7 Actions by Uber Eats in Scaled Search Without Breaking the System (or the User Experience)
The backend bloat was real - but they rewrote the rules, not just the code
TLDR
Uber Eats stopped overloading client tokens and moved all metadata lookup server-side for faster, cleaner, and safer search flows
They rebuilt ingestion to prioritize what matters (like price or availability) over cosmetic fluff-real-time where it counts
Search was split into recall-first and rank-second layers-fetch fast, personalize later
Delivery zones switched to hex-based sharding (H3) for better balance, accuracy, and performance
They grouped stores by real delivery time (0–10, 10–20 min etc), not just geography-so results feel faster and smarter
Indexes were reorganized by vertical-Eats vs Grocery-based on how users search, not how data is stored
Result? 60% faster retrieval, 20% smaller index size, and happier users who get what they want before they finish typing
They didn’t just scale-they made every millisecond matter.
They stopped stuffing tokens like overpacked tiffins
Old way - Clients carried bloated tokens with every tiny ad detail.

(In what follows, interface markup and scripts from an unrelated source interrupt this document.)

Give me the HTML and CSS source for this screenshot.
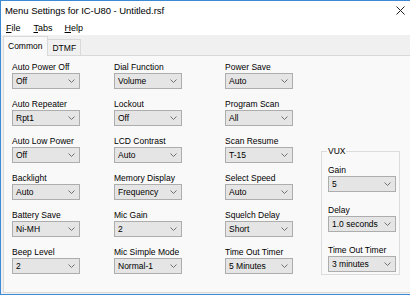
FILE: index.html
```html
<!DOCTYPE html>
<html>
<head>
    <title>Menu Settings for IC-U80 - Untitled.rsf</title>
    <link rel="stylesheet" href="styles.css">
</head>
<body>
    <div class="window">
        <div class="titlebar">
            <span class="title">Menu Settings for IC-U80 - Untitled.rsf</span>
            <svg class="close" width="9" height="9" viewBox="0 0 9 9">
                <path d="M0.5 0.5L8.5 8.5M8.5 0.5L0.5 8.5" stroke="#222" stroke-width="1"/>
            </svg>
        </div>
        <div class="menubar">
            <span class="menu-item"><u>F</u>ile</span>
            <span class="menu-item"><u>T</u>abs</span>
            <span class="menu-item"><u>H</u>elp</span>
        </div>
        <div class="client">
            <div class="tabs">
                <div class="tab active">Common</div>
                <div class="tab">DTMF</div>
            </div>
            <div class="page">
                <div class="col col-1">
                    <div class="field"><label>Auto Power Off</label><div class="combo"><span>Off</span><svg width="7" height="4" viewBox="0 0 7 4"><polyline points="0.5,0.5 3.5,3.5 6.5,0.5" fill="none" stroke="#707070"/></svg></div></div>
                    <div class="field"><label>Auto Repeater</label><div class="combo"><span>Rpt1</span><svg width="7" height="4" viewBox="0 0 7 4"><polyline points="0.5,0.5 3.5,3.5 6.5,0.5" fill="none" stroke="#707070"/></svg></div></div>
                    <div class="field"><label>Auto Low Power</label><div class="combo"><span>Off</span><svg width="7" height="4" viewBox="0 0 7 4"><polyline points="0.5,0.5 3.5,3.5 6.5,0.5" fill="none" stroke="#707070"/></svg></div></div>
                    <div class="field"><label>Backlight</label><div class="combo"><span>Auto</span><svg width="7" height="4" viewBox="0 0 7 4"><polyline points="0.5,0.5 3.5,3.5 6.5,0.5" fill="none" stroke="#707070"/></svg></div></div>
                    <div class="field"><label>Battery Save</label><div class="combo"><span>Ni-MH</span><svg width="7" height="4" viewBox="0 0 7 4"><polyline points="0.5,0.5 3.5,3.5 6.5,0.5" fill="none" stroke="#707070"/></svg></div></div>
                    <div class="field"><label>Beep Level</label><div class="combo"><span>2</span><svg width="7" height="4" viewBox="0 0 7 4"><polyline points="0.5,0.5 3.5,3.5 6.5,0.5" fill="none" stroke="#707070"/></svg></div></div>
                </div>
                <div class="col col-2">
                    <div class="field"><label>Dial Function</label><div class="combo"><span>Volume</span><svg width="7" height="4" viewBox="0 0 7 4"><polyline points="0.5,0.5 3.5,3.5 6.5,0.5" fill="none" stroke="#707070"/></svg></div></div>
                    <div class="field"><label>Lockout</label><div class="combo"><span>Off</span><svg width="7" height="4" viewBox="0 0 7 4"><polyline points="0.5,0.5 3.5,3.5 6.5,0.5" fill="none" stroke="#707070"/></svg></div></div>
                    <div class="field"><label>LCD Contrast</label><div class="combo"><span>Auto</span><svg width="7" height="4" viewBox="0 0 7 4"><polyline points="0.5,0.5 3.5,3.5 6.5,0.5" fill="none" stroke="#707070"/></svg></div></div>
                    <div class="field"><label>Memory Display</label><div class="combo"><span>Frequency</span><svg width="7" height="4" viewBox="0 0 7 4"><polyline points="0.5,0.5 3.5,3.5 6.5,0.5" fill="none" stroke="#707070"/></svg></div></div>
                    <div class="field"><label>Mic Gain</label><div class="combo"><span>2</span><svg width="7" height="4" viewBox="0 0 7 4"><polyline points="0.5,0.5 3.5,3.5 6.5,0.5" fill="none" stroke="#707070"/></svg></div></div>
                    <div class="field"><label>Mic Simple Mode</label><div class="combo"><span>Normal-1</span><svg width="7" height="4" viewBox="0 0 7 4"><polyline points="0.5,0.5 3.5,3.5 6.5,0.5" fill="none" stroke="#707070"/></svg></div></div>
                </div>
                <div class="col col-3">
                    <div class="field"><label>Power Save</label><div class="combo"><span>Auto</span><svg width="7" height="4" viewBox="0 0 7 4"><polyline points="0.5,0.5 3.5,3.5 6.5,0.5" fill="none" stroke="#707070"/></svg></div></div>
                    <div class="field"><label>Program Scan</label><div class="combo"><span>All</span><svg width="7" height="4" viewBox="0 0 7 4"><polyline points="0.5,0.5 3.5,3.5 6.5,0.5" fill="none" stroke="#707070"/></svg></div></div>
                    <div class="field"><label>Scan Resume</label><div class="combo"><span>T-15</span><svg width="7" height="4" viewBox="0 0 7 4"><polyline points="0.5,0.5 3.5,3.5 6.5,0.5" fill="none" stroke="#707070"/></svg></div></div>
                    <div class="field"><label>Select Speed</label><div class="combo"><span>Auto</span><svg width="7" height="4" viewBox="0 0 7 4"><polyline points="0.5,0.5 3.5,3.5 6.5,0.5" fill="none" stroke="#707070"/></svg></div></div>
                    <div class="field"><label>Squelch Delay</label><div class="combo"><span>Short</span><svg width="7" height="4" viewBox="0 0 7 4"><polyline points="0.5,0.5 3.5,3.5 6.5,0.5" fill="none" stroke="#707070"/></svg></div></div>
                    <div class="field"><label>Time Out Timer</label><div class="combo"><span>5 Minutes</span><svg width="7" height="4" viewBox="0 0 7 4"><polyline points="0.5,0.5 3.5,3.5 6.5,0.5" fill="none" stroke="#707070"/></svg></div></div>
                </div>
                <fieldset class="group">
                    <legend>VUX</legend>
                    <div class="field"><label>Gain</label><div class="combo"><span>5</span><svg width="7" height="4" viewBox="0 0 7 4"><polyline points="0.5,0.5 3.5,3.5 6.5,0.5" fill="none" stroke="#707070"/></svg></div></div>
                    <div class="field"><label>Delay</label><div class="combo"><span>1.0 seconds</span><svg width="7" height="4" viewBox="0 0 7 4"><polyline points="0.5,0.5 3.5,3.5 6.5,0.5" fill="none" stroke="#707070"/></svg></div></div>
                    <div class="field"><label>Time Out Timer</label><div class="combo"><span>3 minutes</span><svg width="7" height="4" viewBox="0 0 7 4"><polyline points="0.5,0.5 3.5,3.5 6.5,0.5" fill="none" stroke="#707070"/></svg></div></div>
                </fieldset>
            </div>
        </div>
    </div>
</body>
</html>
```

FILE: styles.css
```css
body {
    margin: 0;
    padding: 0;
    background-color: #fff;
    font-family: 'Liberation Sans', Arial, sans-serif;
    color: #000;
    overflow: hidden;
    width: 410px;
    height: 297px;
}
.window {
    width: 430px;
    height: 295px;
    box-sizing: border-box;
    border: 1px solid #3d8ad6;
    border-right: none;
    display: flex;
    flex-direction: column;
    background-color: #fff;
}
.titlebar {
    height: 19px;
    display: flex;
    align-items: center;
    padding-left: 4px;
    position: relative;
}
.title {
    font-size: 9.5px;
    letter-spacing: -0.05px;
}
.close {
    position: absolute;
    left: 395px;
    top: 5px;
}
.menubar {
    height: 15px;
    display: flex;
    align-items: center;
    padding-left: 5px;
    font-size: 9px;
}
.menu-item {
    margin-right: 13px;
}
.menu-item:nth-child(2) {
    margin-right: 12px;
}
.client {
    flex: 1;
    background-color: #f0f0f0;
    padding-left: 2px;
    display: flex;
    flex-direction: column;
}
.tabs {
    height: 20px;
    display: flex;
    align-items: flex-end;
    font-size: 8.5px;
    position: relative;
    z-index: 1;
}
.tab {
    height: 16px;
    box-sizing: border-box;
    padding: 3px 4px 0 4px;
    border: 1px solid #d9d9d9;
    border-bottom: none;
    background-color: #f0f0f0;
    margin-left: -1px;
}
.tab.active {
    height: 20px;
    margin-left: 0;
    margin-bottom: -1px;
    padding: 4px 5px 0 4px;
    background-color: #f9f9f9;
}
.page {
    height: 238px;
    box-sizing: border-box;
    border: 1px solid #d9d9d9;
    border-right: none;
    background-color: #f9f9f9;
    display: flex;
    align-items: flex-start;
    padding: 6px 0 0 8px;
}
.col {
    width: 68px;
    display: flex;
    flex-direction: column;
    gap: 10px;
}
.col-1 {
    margin-right: 34px;
}
.col-2 {
    margin-right: 43px;
}
.col-3 {
    margin-right: 28px;
}
.field label {
    display: block;
    font-size: 8.5px;
    line-height: 11px;
    height: 11px;
    white-space: nowrap;
}
.combo {
    height: 16px;
    box-sizing: border-box;
    border: 1px solid #adadad;
    background-color: #e5e5e5;
    display: flex;
    align-items: center;
    justify-content: space-between;
    padding: 0 4px 0 3px;
    font-size: 8.5px;
    white-space: nowrap;
}
.group {
    margin: 84px 0 0 0;
    width: 79px;
    box-sizing: border-box;
    border: 1px solid #dcdcdc;
    padding: 8px 3px 2px 6px;
    display: flex;
    flex-direction: column;
    gap: 13px;
}
.group legend {
    font-size: 8.5px;
    line-height: 11px;
    padding: 0 1px;
    margin-left: -1px;
}
```
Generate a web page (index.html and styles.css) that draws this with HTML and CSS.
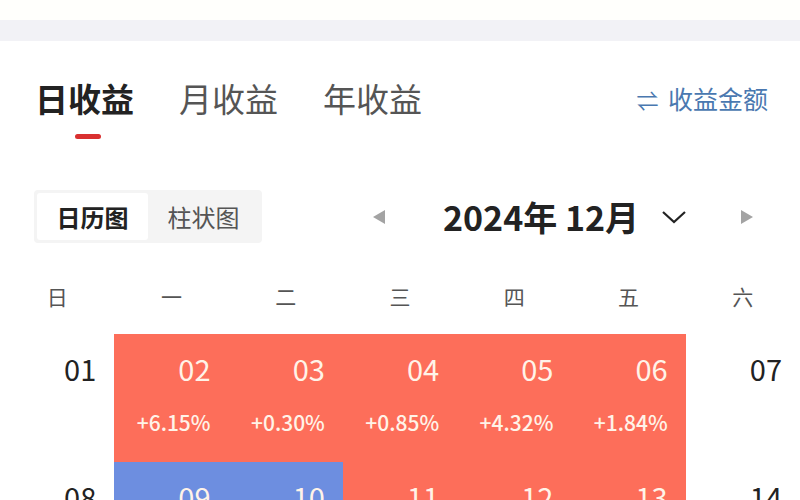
FILE: index.html
```html
<!DOCTYPE html>
<html lang="zh-CN">
<head>
<meta charset="utf-8">
<link rel="stylesheet" href="styles.css">
</head>
<body>
<div class="top-space"></div>
<div class="band"></div>
<div class="tabs-row">
  <div class="tabs">
    <div class="tab active"><span>日收益</span><i class="underline"></i></div>
    <div class="tab"><span>月收益</span></div>
    <div class="tab"><span>年收益</span></div>
  </div>
  <div class="switch"><span class="swap">⇌</span> 收益金额</div>
</div>
<div class="controls">
  <div class="segment">
    <div class="seg active">日历图</div>
    <div class="seg">柱状图</div>
  </div>
  <div class="nav">
    <svg class="tri" width="14" height="16" viewBox="0 0 14 16"><path d="M13 1 L1 8 L13 15 Z" fill="#a3a3a3"/></svg>
    <div class="month">2024年 12月</div>
    <svg class="chev" width="26" height="16" viewBox="0 0 26 16"><path d="M2 3 L13 13 L24 3" fill="none" stroke="#222" stroke-width="2.2"/></svg>
    <svg class="tri right" width="14" height="16" viewBox="0 0 14 16"><path d="M1 1 L13 8 L1 15 Z" fill="#a3a3a3"/></svg>
  </div>
</div>
<div class="week">
  <div>日</div><div>一</div><div>二</div><div>三</div><div>四</div><div>五</div><div>六</div>
</div>
<div class="cal">
  <div class="cell"><div class="num">01</div></div>
  <div class="cell up"><div class="num">02</div><div class="pct">+6.15%</div></div>
  <div class="cell up"><div class="num">03</div><div class="pct">+0.30%</div></div>
  <div class="cell up"><div class="num">04</div><div class="pct">+0.85%</div></div>
  <div class="cell up"><div class="num">05</div><div class="pct">+4.32%</div></div>
  <div class="cell up"><div class="num">06</div><div class="pct">+1.84%</div></div>
  <div class="cell"><div class="num">07</div></div>
  <div class="cell"><div class="num">08</div></div>
  <div class="cell down"><div class="num">09</div><div class="pct">-0.62%</div></div>
  <div class="cell down"><div class="num">10</div><div class="pct">-1.07%</div></div>
  <div class="cell up"><div class="num">11</div><div class="pct">+0.48%</div></div>
  <div class="cell up"><div class="num">12</div><div class="pct">+0.21%</div></div>
  <div class="cell up"><div class="num">13</div><div class="pct">+1.36%</div></div>
  <div class="cell"><div class="num">14</div></div>
</div>
</body>
</html>
```

FILE: styles.css
```css
* { box-sizing: border-box; }
html, body { margin: 0; padding: 0; background: #fff; }
body {
  width: 800px;
  height: 500px;
  overflow: hidden;
  font-family: "Noto Sans CJK SC", "Noto Sans", sans-serif;
  color: #222;
}
.top-space { height: 20px; background: #fffffc; }
.band { height: 21px; background: #f2f2f6; }

.tabs-row {
  display: flex;
  align-items: flex-start;
  justify-content: space-between;
  padding: 37px 32px 0 35px;
  height: 149px;
}
.tabs { display: flex; gap: 45px; }
.tab {
  display: flex;
  flex-direction: column;
  align-items: center;
  font-size: 33px;
  line-height: 40px;
  color: #555;
}
.tab.active { color: #222; font-weight: 700; }
.underline {
  display: block;
  width: 26px;
  height: 5px;
  border-radius: 3px;
  background: #d93030;
  margin-top: 16px;
  margin-left: 6px;
}
.switch {
  font-size: 25px;
  line-height: 40px;
  color: #4a78b0;
}
.swap { font-size: 22px; margin-right: 4px; }

.controls {
  display: flex;
  align-items: center;
  padding: 0 0 0 34px;
  height: 53px;
}
.segment {
  display: flex;
  background: #f4f4f4;
  border-radius: 4px;
  padding: 3px;
  width: 228px;
  height: 53px;
}
.seg {
  flex: 1;
  display: flex;
  align-items: center;
  justify-content: center;
  font-size: 24px;
  color: #555;
  border-radius: 3px;
}
.seg.active { background: #fff; color: #222; font-weight: 700; }

.nav {
  display: flex;
  align-items: center;
  margin-left: 110px;
}
.tri { display: block; }
.month {
  font-size: 34px;
  font-weight: 700;
  margin-left: 57px;
  line-height: 40px;
}
.chev { margin-left: 22px; display: block; }
.tri.right { margin-left: 53px; }

.week {
  display: grid;
  grid-template-columns: repeat(7, 1fr);
  margin-top: 33px;
  height: 40px;
  line-height: 40px;
  font-size: 21px;
  color: #555;
  text-align: center;
}
.cal {
  display: grid;
  grid-template-columns: repeat(7, 1fr);
  grid-auto-rows: 128px;
  margin-top: 18px;
}
.cell {
  text-align: right;
  padding: 16px 18px 0 0;
  color: #222;
}
.cell.up { background: #fd6e5a; color: #fff3e8; }
.cell.down { background: #6d8ee0; color: #fff3e8; }
.num { font-size: 29px; line-height: 36px; }
.pct { font-size: 21px; line-height: 28px; margin-top: 22px; font-weight: 500; }
```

Think of it like giving the waiter the whole menu instead of just saying “paneer tikka.”
New way - Token just says “ID: 123.” Server does the rest.
Why it matters - Faster, lighter, less client headache. Now a toaster oven doesn’t need to remember the whole recipe.
If you're building anything - Stop pushing context downstream. Build a memory upstairs.
Ingestion isn’t sexy, but it decides if you’re on time or irrelevant
Batch for big updates, Kafka for real-time. Urgent stuff jumps the line.
Example - Price just changed? That goes in now. “New store banner” can wait.
What does that really mean - Not everything deserves prime time. If you prioritize like a people pleaser, you’ll crash like one.
Search isn't magic, it’s math in disguise
First pass = fast and wide. Like scanning a room for your friend.
Second pass = deep and personal. Like choosing who to marry.
What went wrong before - Trying to search everything, everywhere, all at once. Latency spiked, servers cried, users yawned.
Geo-sharding isn't cute-it’s survival
They use H3 hexes to divide the world. Not by cities, not by ZIP, but hexes.
Why hex? Because circles don't fit in squares. Literally. Hexes pack tighter and give cleaner delivery zones.
If you’ve ever shipped a map-based product - Don’t divide by geography, divide by user behavior and system load. That’s where the real world lives.
They bucketed delivery time like Netflix buckets genres
Not all stores deliver at the same pace. Uber grouped them into buckets: 0–10 min, 10–20, 20–30.
Example - A user in Manhattan sees Shake Shack in the 10-minute bucket, not Domino’s from Jersey.
What it fixes - You don’t want “best rated” if it’s cold by the time it gets to you. Fast is relevant.
Shards aren't balanced? Then your users won't be either
Latitude sharding? Cool for timezone diversity, bad for dense cities.
Hex sharding? Clean, consistent, and doesn’t choke during dinner rush.
Think of it like this - Would you split your team by department or by how loud they type? Choose the one that spreads the load, not just the labels.
They didn’t fix performance with algorithms-they fixed it with empathy
Index layout was the bottleneck. Grocery vs restaurant-different query behavior, different document structure.
If you treat every user the same, you’ll waste every millisecond you saved.
Example - Don’t return 200 kinds of “milk” from one store. Give variety, relevance, and speed. Like a good playlist, not a random shuffle.
Why It Matters Now
Because everyone’s pretending they’re “building for scale” without realizing scale doesn’t mean more-it means smarter. It’s not “handle more traffic,” it’s “handle more pressure without losing poise.”
And if you’re still architecting systems like it’s 2018, just remember-Uber didn’t just fix their search, they rewrote the rules of how fast food finds you before you even know you're hungry.